**EXERCISE REQUIREMENTS**
Quote all lines below exactly. Images stay out.

═════ DATA SECTION ═════

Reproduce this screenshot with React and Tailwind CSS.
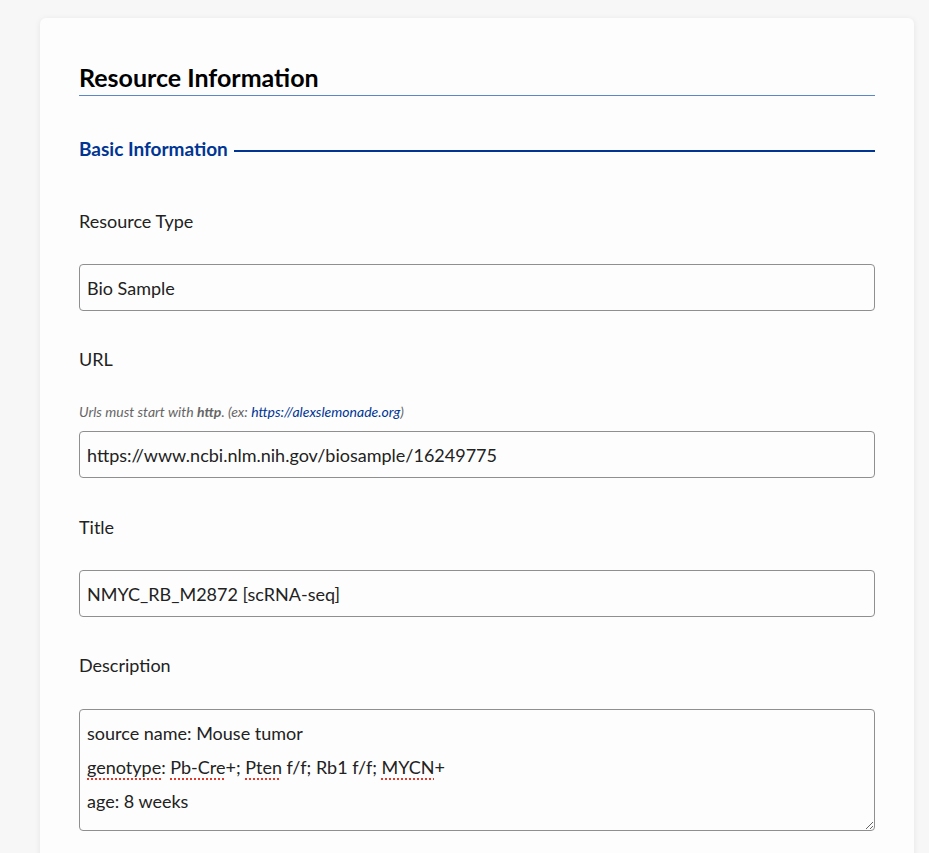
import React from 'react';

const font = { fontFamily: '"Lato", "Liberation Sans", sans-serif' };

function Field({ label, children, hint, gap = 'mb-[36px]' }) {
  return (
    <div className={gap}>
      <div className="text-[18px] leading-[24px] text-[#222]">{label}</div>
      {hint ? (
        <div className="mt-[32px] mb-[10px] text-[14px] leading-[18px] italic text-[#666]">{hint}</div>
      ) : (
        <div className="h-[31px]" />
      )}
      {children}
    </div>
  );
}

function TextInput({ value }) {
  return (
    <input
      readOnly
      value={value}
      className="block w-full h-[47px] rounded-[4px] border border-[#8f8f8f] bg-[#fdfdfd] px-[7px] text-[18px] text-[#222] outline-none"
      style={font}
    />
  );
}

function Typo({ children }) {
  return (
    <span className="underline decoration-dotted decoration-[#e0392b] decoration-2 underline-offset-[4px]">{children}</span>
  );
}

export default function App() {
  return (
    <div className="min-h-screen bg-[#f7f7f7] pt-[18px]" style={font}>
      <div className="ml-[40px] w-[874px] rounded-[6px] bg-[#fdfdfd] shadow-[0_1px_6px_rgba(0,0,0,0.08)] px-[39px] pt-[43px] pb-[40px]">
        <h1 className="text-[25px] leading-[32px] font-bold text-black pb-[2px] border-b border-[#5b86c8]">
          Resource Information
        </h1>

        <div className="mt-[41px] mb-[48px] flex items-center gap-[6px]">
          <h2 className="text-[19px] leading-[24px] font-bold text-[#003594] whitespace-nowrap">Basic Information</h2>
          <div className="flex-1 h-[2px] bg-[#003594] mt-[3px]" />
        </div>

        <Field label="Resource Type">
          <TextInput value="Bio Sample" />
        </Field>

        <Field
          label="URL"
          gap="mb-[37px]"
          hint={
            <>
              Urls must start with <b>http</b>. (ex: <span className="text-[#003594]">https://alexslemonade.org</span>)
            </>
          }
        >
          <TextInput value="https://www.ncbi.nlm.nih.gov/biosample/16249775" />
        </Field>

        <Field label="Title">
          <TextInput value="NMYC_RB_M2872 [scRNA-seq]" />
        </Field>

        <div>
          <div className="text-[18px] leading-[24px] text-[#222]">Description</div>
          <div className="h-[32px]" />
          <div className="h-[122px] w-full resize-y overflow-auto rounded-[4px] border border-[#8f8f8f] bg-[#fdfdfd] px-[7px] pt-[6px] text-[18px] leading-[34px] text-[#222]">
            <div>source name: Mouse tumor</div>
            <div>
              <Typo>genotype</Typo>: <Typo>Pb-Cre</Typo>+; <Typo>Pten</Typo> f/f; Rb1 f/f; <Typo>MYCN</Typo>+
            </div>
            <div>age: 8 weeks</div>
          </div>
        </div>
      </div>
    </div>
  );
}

═════

**FULL OUTPUT**
Reproduce this screenshot with React and Tailwind CSS.
import React from 'react';

const font = { fontFamily: '"Lato", "Liberation Sans", sans-serif' };

function Field({ label, children, hint, gap = 'mb-[36px]' }) {
  return (
    <div className={gap}>
      <div className="text-[18px] leading-[24px] text-[#222]">{label}</div>
      {hint ? (
        <div className="mt-[32px] mb-[10px] text-[14px] leading-[18px] italic text-[#666]">{hint}</div>
      ) : (
        <div className="h-[31px]" />
      )}
      {children}
    </div>
  );
}

function TextInput({ value }) {
  return (
    <input
      readOnly
      value={value}
      className="block w-full h-[47px] rounded-[4px] border border-[#8f8f8f] bg-[#fdfdfd] px-[7px] text-[18px] text-[#222] outline-none"
      style={font}
    />
  );
}

function Typo({ children }) {
  return (
    <span className="underline decoration-dotted decoration-[#e0392b] decoration-2 underline-offset-[4px]">{children}</span>
  );
}

export default function App() {
  return (
    <div className="min-h-screen bg-[#f7f7f7] pt-[18px]" style={font}>
      <div className="ml-[40px] w-[874px] rounded-[6px] bg-[#fdfdfd] shadow-[0_1px_6px_rgba(0,0,0,0.08)] px-[39px] pt-[43px] pb-[40px]">
        <h1 className="text-[25px] leading-[32px] font-bold text-black pb-[2px] border-b border-[#5b86c8]">
          Resource Information
        </h1>

        <div className="mt-[41px] mb-[48px] flex items-center gap-[6px]">
          <h2 className="text-[19px] leading-[24px] font-bold text-[#003594] whitespace-nowrap">Basic Information</h2>
          <div className="flex-1 h-[2px] bg-[#003594] mt-[3px]" />
        </div>

        <Field label="Resource Type">
          <TextInput value="Bio Sample" />
        </Field>

        <Field
          label="URL"
          gap="mb-[37px]"
          hint={
            <>
              Urls must start with <b>http</b>. (ex: <span className="text-[#003594]">https://alexslemonade.org</span>)
            </>
          }
        >
          <TextInput value="https://www.ncbi.nlm.nih.gov/biosample/16249775" />
        </Field>

        <Field label="Title">
          <TextInput value="NMYC_RB_M2872 [scRNA-seq]" />
        </Field>

        <div>
          <div className="text-[18px] leading-[24px] text-[#222]">Description</div>
          <div className="h-[32px]" />
          <div className="h-[122px] w-full resize-y overflow-auto rounded-[4px] border border-[#8f8f8f] bg-[#fdfdfd] px-[7px] pt-[6px] text-[18px] leading-[34px] text-[#222]">
            <div>source name: Mouse tumor</div>
            <div>
              <Typo>genotype</Typo>: <Typo>Pb-Cre</Typo>+; <Typo>Pten</Typo> f/f; Rb1 f/f; <Typo>MYCN</Typo>+
            </div>
            <div>age: 8 weeks</div>
          </div>
        </div>
      </div>
    </div>
  );
}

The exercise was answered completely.